### STATED PROBLEM:
Write out the material exactly, with the pictures left out.

╭─ STORED DATA

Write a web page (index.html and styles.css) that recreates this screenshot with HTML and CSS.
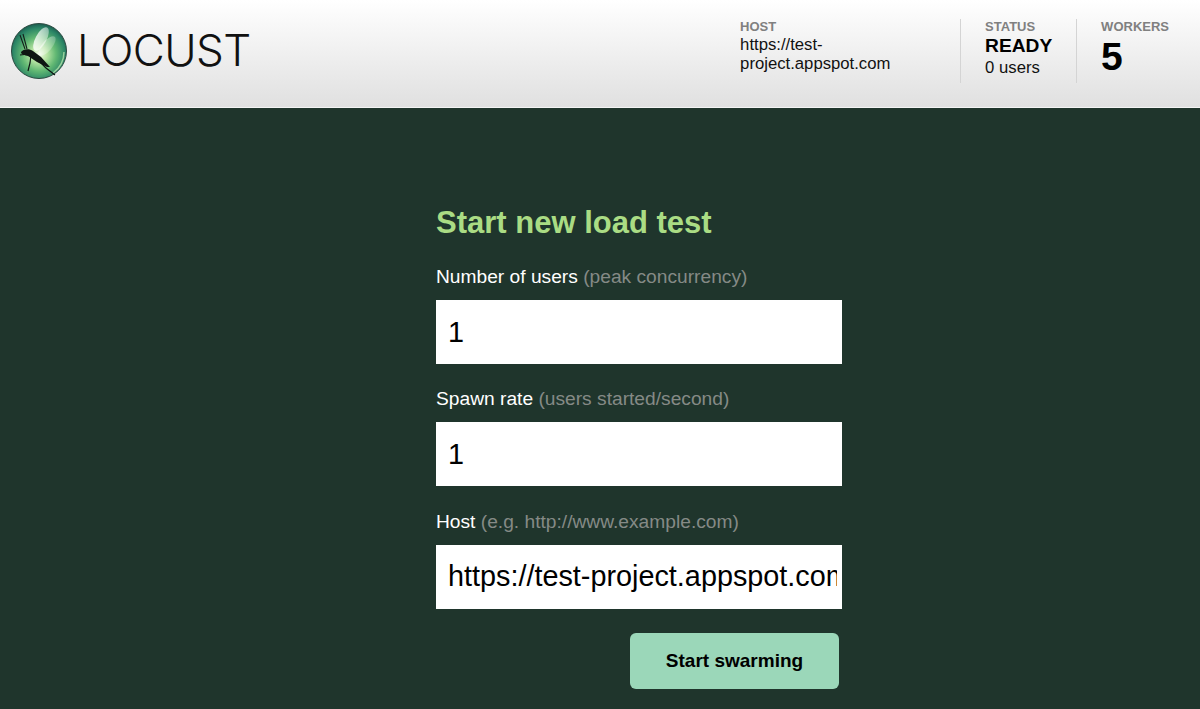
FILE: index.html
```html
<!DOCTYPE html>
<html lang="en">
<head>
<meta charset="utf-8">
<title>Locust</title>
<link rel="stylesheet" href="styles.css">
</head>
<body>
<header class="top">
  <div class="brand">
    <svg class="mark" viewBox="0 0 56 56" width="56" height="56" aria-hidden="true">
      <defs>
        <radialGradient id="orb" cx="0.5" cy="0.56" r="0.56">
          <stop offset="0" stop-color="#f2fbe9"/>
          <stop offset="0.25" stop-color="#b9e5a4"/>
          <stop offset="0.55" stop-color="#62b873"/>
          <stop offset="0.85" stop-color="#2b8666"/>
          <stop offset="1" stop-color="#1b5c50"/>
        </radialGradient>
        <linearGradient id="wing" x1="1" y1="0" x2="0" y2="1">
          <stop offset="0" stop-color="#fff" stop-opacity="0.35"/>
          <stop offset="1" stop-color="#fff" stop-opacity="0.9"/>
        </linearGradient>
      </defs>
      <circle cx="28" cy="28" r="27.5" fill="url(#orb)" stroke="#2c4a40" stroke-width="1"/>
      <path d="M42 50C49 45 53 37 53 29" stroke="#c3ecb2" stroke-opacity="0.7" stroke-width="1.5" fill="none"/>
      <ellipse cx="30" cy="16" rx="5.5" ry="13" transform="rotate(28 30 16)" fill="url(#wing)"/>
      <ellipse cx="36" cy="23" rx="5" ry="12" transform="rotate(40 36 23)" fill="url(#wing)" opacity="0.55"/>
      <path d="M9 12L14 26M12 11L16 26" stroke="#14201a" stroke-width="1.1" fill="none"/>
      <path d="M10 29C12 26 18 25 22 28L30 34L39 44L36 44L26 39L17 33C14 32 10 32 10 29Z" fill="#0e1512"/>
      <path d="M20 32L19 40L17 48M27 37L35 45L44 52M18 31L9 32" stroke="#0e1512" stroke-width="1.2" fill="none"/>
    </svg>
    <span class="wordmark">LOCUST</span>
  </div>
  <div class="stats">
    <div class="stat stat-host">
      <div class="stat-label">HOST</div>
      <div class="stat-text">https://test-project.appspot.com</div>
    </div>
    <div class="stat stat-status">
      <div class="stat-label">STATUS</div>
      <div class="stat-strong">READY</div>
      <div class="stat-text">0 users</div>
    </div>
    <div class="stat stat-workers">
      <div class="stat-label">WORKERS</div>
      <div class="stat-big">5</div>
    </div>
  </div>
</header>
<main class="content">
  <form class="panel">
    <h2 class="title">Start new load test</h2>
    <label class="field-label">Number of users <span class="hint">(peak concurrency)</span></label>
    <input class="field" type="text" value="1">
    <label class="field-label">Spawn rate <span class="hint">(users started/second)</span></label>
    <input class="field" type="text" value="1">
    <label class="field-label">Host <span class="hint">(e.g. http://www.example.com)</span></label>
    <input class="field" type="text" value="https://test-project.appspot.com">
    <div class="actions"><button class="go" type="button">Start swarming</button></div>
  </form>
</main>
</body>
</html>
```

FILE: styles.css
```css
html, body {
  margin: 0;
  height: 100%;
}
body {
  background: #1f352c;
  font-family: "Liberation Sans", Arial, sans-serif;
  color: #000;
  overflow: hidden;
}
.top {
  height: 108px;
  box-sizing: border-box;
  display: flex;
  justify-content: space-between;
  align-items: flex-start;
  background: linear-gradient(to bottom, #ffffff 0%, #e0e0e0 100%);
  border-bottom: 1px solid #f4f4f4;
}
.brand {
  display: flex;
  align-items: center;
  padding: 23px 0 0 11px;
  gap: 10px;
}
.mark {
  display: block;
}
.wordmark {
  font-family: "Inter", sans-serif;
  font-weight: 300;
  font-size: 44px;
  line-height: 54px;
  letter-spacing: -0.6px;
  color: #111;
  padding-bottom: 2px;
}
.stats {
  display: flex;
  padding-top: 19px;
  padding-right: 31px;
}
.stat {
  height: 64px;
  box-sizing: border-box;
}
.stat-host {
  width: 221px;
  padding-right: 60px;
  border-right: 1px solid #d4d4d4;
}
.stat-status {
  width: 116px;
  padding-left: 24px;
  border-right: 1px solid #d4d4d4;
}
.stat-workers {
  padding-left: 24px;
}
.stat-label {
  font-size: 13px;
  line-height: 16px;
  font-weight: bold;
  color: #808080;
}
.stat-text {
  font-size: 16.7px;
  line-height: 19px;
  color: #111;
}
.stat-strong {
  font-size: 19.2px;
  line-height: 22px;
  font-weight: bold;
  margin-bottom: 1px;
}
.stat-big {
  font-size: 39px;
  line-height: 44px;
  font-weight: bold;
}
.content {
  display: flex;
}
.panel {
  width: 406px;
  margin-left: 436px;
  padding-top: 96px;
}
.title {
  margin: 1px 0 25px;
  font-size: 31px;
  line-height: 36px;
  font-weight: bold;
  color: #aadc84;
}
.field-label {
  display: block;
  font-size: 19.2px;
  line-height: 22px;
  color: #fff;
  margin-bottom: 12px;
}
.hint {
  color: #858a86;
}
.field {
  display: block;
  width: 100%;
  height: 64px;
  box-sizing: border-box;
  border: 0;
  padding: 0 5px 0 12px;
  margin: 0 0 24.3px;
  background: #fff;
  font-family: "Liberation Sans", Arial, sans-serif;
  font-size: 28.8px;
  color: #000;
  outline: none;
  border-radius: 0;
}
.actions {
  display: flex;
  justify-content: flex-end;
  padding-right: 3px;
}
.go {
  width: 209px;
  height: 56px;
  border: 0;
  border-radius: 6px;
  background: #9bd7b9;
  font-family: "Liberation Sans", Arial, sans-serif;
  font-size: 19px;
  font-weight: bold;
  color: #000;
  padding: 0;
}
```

╰─

### TASK OUTPUT:
Write a web page (index.html and styles.css) that recreates this screenshot with HTML and CSS.
FILE: index.html
```html
<!DOCTYPE html>
<html lang="en">
<head>
<meta charset="utf-8">
<title>Locust</title>
<link rel="stylesheet" href="styles.css">
</head>
<body>
<header class="top">
  <div class="brand">
    <svg class="mark" viewBox="0 0 56 56" width="56" height="56" aria-hidden="true">
      <defs>
        <radialGradient id="orb" cx="0.5" cy="0.56" r="0.56">
          <stop offset="0" stop-color="#f2fbe9"/>
          <stop offset="0.25" stop-color="#b9e5a4"/>
          <stop offset="0.55" stop-color="#62b873"/>
          <stop offset="0.85" stop-color="#2b8666"/>
          <stop offset="1" stop-color="#1b5c50"/>
        </radialGradient>
        <linearGradient id="wing" x1="1" y1="0" x2="0" y2="1">
          <stop offset="0" stop-color="#fff" stop-opacity="0.35"/>
          <stop offset="1" stop-color="#fff" stop-opacity="0.9"/>
        </linearGradient>
      </defs>
      <circle cx="28" cy="28" r="27.5" fill="url(#orb)" stroke="#2c4a40" stroke-width="1"/>
      <path d="M42 50C49 45 53 37 53 29" stroke="#c3ecb2" stroke-opacity="0.7" stroke-width="1.5" fill="none"/>
      <ellipse cx="30" cy="16" rx="5.5" ry="13" transform="rotate(28 30 16)" fill="url(#wing)"/>
      <ellipse cx="36" cy="23" rx="5" ry="12" transform="rotate(40 36 23)" fill="url(#wing)" opacity="0.55"/>
      <path d="M9 12L14 26M12 11L16 26" stroke="#14201a" stroke-width="1.1" fill="none"/>
      <path d="M10 29C12 26 18 25 22 28L30 34L39 44L36 44L26 39L17 33C14 32 10 32 10 29Z" fill="#0e1512"/>
      <path d="M20 32L19 40L17 48M27 37L35 45L44 52M18 31L9 32" stroke="#0e1512" stroke-width="1.2" fill="none"/>
    </svg>
    <span class="wordmark">LOCUST</span>
  </div>
  <div class="stats">
    <div class="stat stat-host">
      <div class="stat-label">HOST</div>
      <div class="stat-text">https://test-project.appspot.com</div>
    </div>
    <div class="stat stat-status">
      <div class="stat-label">STATUS</div>
      <div class="stat-strong">READY</div>
      <div class="stat-text">0 users</div>
    </div>
    <div class="stat stat-workers">
      <div class="stat-label">WORKERS</div>
      <div class="stat-big">5</div>
    </div>
  </div>
</header>
<main class="content">
  <form class="panel">
    <h2 class="title">Start new load test</h2>
    <label class="field-label">Number of users <span class="hint">(peak concurrency)</span></label>
    <input class="field" type="text" value="1">
    <label class="field-label">Spawn rate <span class="hint">(users started/second)</span></label>
    <input class="field" type="text" value="1">
    <label class="field-label">Host <span class="hint">(e.g. http://www.example.com)</span></label>
    <input class="field" type="text" value="https://test-project.appspot.com">
    <div class="actions"><button class="go" type="button">Start swarming</button></div>
  </form>
</main>
</body>
</html>
```

FILE: styles.css
```css
html, body {
  margin: 0;
  height: 100%;
}
body {
  background: #1f352c;
  font-family: "Liberation Sans", Arial, sans-serif;
  color: #000;
  overflow: hidden;
}
.top {
  height: 108px;
  box-sizing: border-box;
  display: flex;
  justify-content: space-between;
  align-items: flex-start;
  background: linear-gradient(to bottom, #ffffff 0%, #e0e0e0 100%);
  border-bottom: 1px solid #f4f4f4;
}
.brand {
  display: flex;
  align-items: center;
  padding: 23px 0 0 11px;
  gap: 10px;
}
.mark {
  display: block;
}
.wordmark {
  font-family: "Inter", sans-serif;
  font-weight: 300;
  font-size: 44px;
  line-height: 54px;
  letter-spacing: -0.6px;
  color: #111;
  padding-bottom: 2px;
}
.stats {
  display: flex;
  padding-top: 19px;
  padding-right: 31px;
}
.stat {
  height: 64px;
  box-sizing: border-box;
}
.stat-host {
  width: 221px;
  padding-right: 60px;
  border-right: 1px solid #d4d4d4;
}
.stat-status {
  width: 116px;
  padding-left: 24px;
  border-right: 1px solid #d4d4d4;
}
.stat-workers {
  padding-left: 24px;
}
.stat-label {
  font-size: 13px;
  line-height: 16px;
  font-weight: bold;
  color: #808080;
}
.stat-text {
  font-size: 16.7px;
  line-height: 19px;
  color: #111;
}
.stat-strong {
  font-size: 19.2px;
  line-height: 22px;
  font-weight: bold;
  margin-bottom: 1px;
}
.stat-big {
  font-size: 39px;
  line-height: 44px;
  font-weight: bold;
}
.content {
  display: flex;
}
.panel {
  width: 406px;
  margin-left: 436px;
  padding-top: 96px;
}
.title {
  margin: 1px 0 25px;
  font-size: 31px;
  line-height: 36px;
  font-weight: bold;
  color: #aadc84;
}
.field-label {
  display: block;
  font-size: 19.2px;
  line-height: 22px;
  color: #fff;
  margin-bottom: 12px;
}
.hint {
  color: #858a86;
}
.field {
  display: block;
  width: 100%;
  height: 64px;
  box-sizing: border-box;
  border: 0;
  padding: 0 5px 0 12px;
  margin: 0 0 24.3px;
  background: #fff;
  font-family: "Liberation Sans", Arial, sans-serif;
  font-size: 28.8px;
  color: #000;
  outline: none;
  border-radius: 0;
}
.actions {
  display: flex;
  justify-content: flex-end;
  padding-right: 3px;
}
.go {
  width: 209px;
  height: 56px;
  border: 0;
  border-radius: 6px;
  background: #9bd7b9;
  font-family: "Liberation Sans", Arial, sans-serif;
  font-size: 19px;
  font-weight: bold;
  color: #000;
  padding: 0;
}
```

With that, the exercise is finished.